By Christmas, the company is planning to convert 10 stores to its new high-tech multichannel format with the rollout spreading to 100 within three years. The new stores combine video display screens, web kiosks and tablet-toting sales staff, enabling customers to interact in whichever way they prefer when it comes to booking a holiday.

“We’re already multichannel as we know that our customers pick up brochures instore and book online, or else research on the web and then come into the store to finalise their arrangements,” says Doug Glenwright, manager, retail transformation for Tui UK and Ireland. “Currently our shops are quite transactional but we want to take a more interactive and cross-channel approach which will bring the brand to life. Our website already has strong content so we’re bringing that into the shops to enhance the experience.”

For Glenwright, the physical shop adds people and theatre to the multchannel experience. “Once customers are excited about the interaction in-store it is far easier for them to open their wallets,” he adds.
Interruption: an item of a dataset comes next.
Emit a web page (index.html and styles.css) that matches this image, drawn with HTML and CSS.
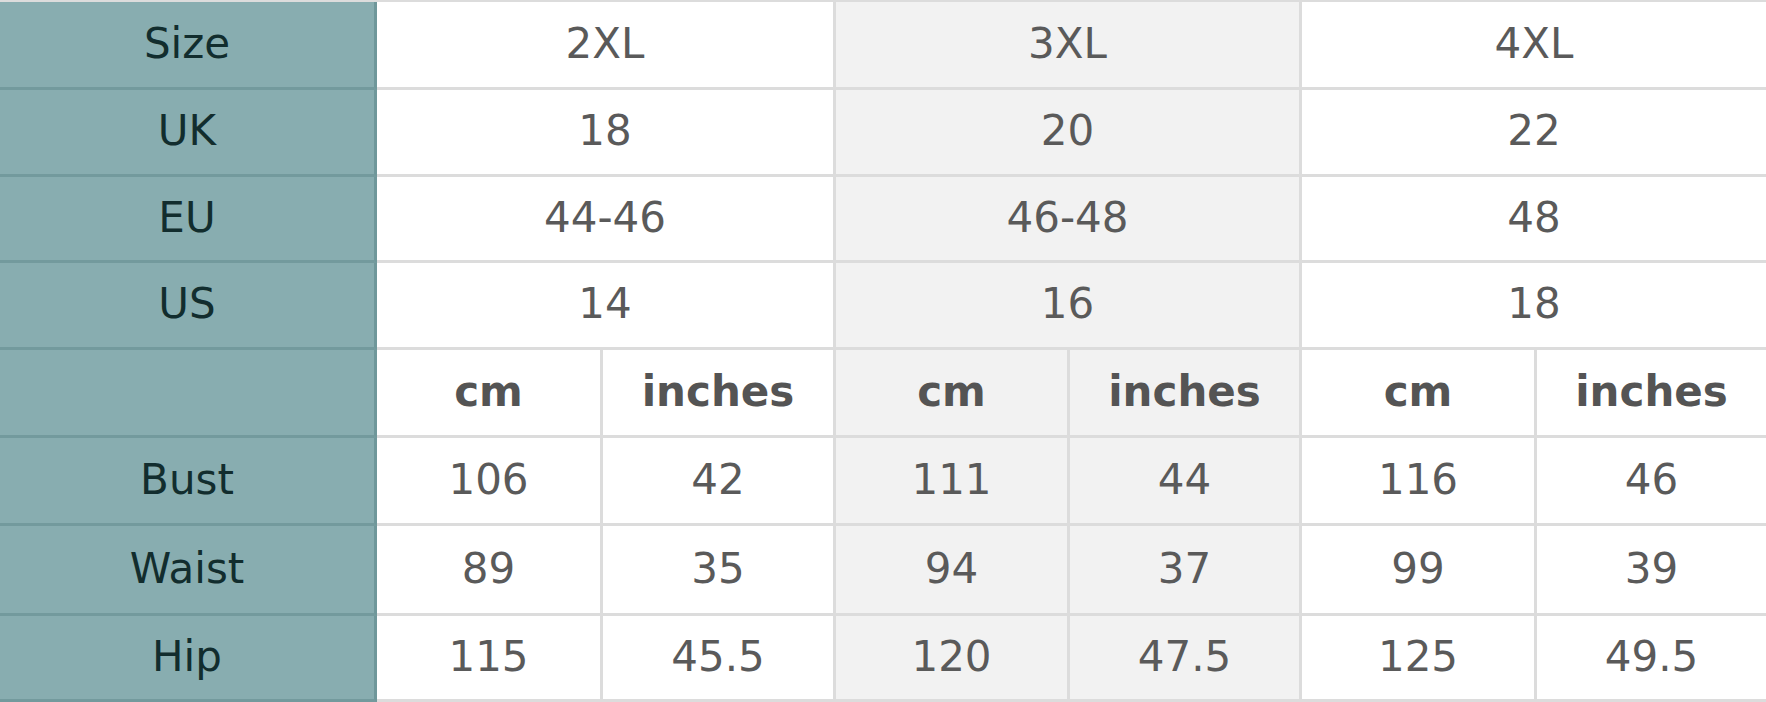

Screens – three metres by two metres – on the outside of each outlet will display exotic holiday locations chosen to reflect seasonal dreams, such as sunny beaches in the depth of a British winter, while instore kiosks can either be used selfservice by customers or as selling aids by staff. “We want to encourage staff to explore the holiday options with our customers not give them a hard sell, so they need a completely new approach to customers,” says Glenwright. “We have an intensive training programme and we’re recruiting for the right sort of staff who like to engage with people and will take the time to understand a customer’s requirements – rather like the ones we employ as holiday reps.”